List each line in which the string "this" appears.

◆ Exercise inputs ◆
◇ ◇ ◇
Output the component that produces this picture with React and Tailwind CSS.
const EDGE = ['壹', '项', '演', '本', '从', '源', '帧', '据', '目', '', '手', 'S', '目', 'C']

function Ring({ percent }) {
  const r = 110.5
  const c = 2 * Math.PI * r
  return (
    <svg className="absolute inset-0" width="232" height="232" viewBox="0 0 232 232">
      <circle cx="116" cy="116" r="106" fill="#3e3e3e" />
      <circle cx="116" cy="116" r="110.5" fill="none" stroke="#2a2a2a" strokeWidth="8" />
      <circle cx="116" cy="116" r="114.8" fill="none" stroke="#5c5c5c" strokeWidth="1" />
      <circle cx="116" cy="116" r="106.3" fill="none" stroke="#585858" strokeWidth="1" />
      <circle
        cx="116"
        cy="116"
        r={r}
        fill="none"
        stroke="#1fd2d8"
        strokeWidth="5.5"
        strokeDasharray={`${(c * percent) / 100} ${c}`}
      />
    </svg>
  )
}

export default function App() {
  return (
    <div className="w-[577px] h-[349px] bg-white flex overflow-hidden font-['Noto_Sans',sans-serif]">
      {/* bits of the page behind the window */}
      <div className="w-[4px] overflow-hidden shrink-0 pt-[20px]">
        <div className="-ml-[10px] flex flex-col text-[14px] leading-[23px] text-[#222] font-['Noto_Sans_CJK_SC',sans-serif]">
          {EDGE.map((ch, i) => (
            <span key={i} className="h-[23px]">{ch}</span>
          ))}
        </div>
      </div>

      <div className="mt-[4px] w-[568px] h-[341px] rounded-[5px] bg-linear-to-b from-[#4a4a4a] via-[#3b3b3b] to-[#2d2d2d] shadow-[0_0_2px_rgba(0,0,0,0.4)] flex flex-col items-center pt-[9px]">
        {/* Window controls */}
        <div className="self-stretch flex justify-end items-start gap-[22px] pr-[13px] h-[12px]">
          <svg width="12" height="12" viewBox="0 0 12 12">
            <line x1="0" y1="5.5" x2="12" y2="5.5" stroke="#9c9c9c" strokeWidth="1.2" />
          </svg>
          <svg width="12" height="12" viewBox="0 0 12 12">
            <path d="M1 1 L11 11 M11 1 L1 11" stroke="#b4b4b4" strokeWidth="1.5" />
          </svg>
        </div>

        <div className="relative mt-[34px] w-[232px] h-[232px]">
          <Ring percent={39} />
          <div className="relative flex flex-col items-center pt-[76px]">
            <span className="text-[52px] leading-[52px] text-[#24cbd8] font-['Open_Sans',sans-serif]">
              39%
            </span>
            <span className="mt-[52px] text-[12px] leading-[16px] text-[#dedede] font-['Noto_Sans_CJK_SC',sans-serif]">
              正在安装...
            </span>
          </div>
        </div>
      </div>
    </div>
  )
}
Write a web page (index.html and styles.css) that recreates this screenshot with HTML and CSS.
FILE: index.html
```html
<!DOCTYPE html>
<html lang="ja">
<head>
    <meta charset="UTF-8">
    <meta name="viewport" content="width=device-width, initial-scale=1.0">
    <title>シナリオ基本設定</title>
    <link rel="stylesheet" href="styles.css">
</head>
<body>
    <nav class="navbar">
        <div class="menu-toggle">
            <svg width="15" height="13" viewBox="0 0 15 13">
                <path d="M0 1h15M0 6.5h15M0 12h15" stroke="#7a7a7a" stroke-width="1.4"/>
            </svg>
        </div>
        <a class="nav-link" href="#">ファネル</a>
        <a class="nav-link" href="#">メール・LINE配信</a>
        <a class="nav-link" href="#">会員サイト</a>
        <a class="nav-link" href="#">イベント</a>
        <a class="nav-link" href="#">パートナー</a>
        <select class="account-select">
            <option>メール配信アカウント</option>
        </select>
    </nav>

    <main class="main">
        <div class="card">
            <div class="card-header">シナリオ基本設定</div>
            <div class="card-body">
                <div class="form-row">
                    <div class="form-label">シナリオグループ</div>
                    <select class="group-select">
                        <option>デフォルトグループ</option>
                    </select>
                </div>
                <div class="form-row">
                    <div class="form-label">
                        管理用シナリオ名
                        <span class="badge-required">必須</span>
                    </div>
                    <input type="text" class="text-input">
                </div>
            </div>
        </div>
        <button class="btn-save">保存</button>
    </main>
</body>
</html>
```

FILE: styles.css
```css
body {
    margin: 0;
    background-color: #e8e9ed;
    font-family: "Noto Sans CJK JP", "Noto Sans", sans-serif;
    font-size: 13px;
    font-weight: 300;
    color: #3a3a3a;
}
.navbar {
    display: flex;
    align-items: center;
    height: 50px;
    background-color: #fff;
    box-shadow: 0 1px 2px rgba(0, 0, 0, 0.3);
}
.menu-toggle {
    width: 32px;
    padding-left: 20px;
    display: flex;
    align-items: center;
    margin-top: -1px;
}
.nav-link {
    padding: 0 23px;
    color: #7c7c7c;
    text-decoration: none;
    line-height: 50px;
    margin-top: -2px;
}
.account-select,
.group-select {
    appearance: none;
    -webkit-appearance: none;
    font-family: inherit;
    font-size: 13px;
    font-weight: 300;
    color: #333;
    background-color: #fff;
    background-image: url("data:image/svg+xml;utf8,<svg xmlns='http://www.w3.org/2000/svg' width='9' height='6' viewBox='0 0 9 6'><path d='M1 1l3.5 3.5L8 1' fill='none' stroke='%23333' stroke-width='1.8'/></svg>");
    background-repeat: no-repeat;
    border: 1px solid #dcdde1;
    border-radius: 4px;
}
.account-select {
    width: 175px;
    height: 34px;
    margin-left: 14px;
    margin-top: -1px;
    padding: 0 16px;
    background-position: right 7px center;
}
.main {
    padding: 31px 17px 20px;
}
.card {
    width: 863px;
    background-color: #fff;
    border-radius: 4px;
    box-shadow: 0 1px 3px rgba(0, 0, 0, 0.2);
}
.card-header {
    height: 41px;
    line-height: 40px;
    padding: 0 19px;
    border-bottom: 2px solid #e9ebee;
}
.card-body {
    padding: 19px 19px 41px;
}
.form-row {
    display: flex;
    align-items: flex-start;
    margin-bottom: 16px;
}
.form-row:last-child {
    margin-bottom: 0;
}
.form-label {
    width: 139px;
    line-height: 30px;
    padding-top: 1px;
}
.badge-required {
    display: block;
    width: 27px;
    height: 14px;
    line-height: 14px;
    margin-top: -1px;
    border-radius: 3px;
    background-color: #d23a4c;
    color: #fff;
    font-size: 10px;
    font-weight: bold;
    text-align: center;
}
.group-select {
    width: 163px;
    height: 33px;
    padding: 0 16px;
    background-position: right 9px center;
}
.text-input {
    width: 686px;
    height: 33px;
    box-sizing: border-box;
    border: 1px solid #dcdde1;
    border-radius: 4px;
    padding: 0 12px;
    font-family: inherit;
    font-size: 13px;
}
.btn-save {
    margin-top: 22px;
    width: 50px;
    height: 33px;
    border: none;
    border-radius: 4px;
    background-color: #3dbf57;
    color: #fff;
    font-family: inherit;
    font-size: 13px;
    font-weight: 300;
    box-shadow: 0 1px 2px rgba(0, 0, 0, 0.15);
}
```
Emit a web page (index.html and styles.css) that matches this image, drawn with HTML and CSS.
◇ ◇ ◇
◆ Written solution ◆
Output the component that produces this picture with React and Tailwind CSS.
Write a web page (index.html and styles.css) that recreates this screenshot with HTML and CSS.
Emit a web page (index.html and styles.css) that matches this image, drawn with HTML and CSS.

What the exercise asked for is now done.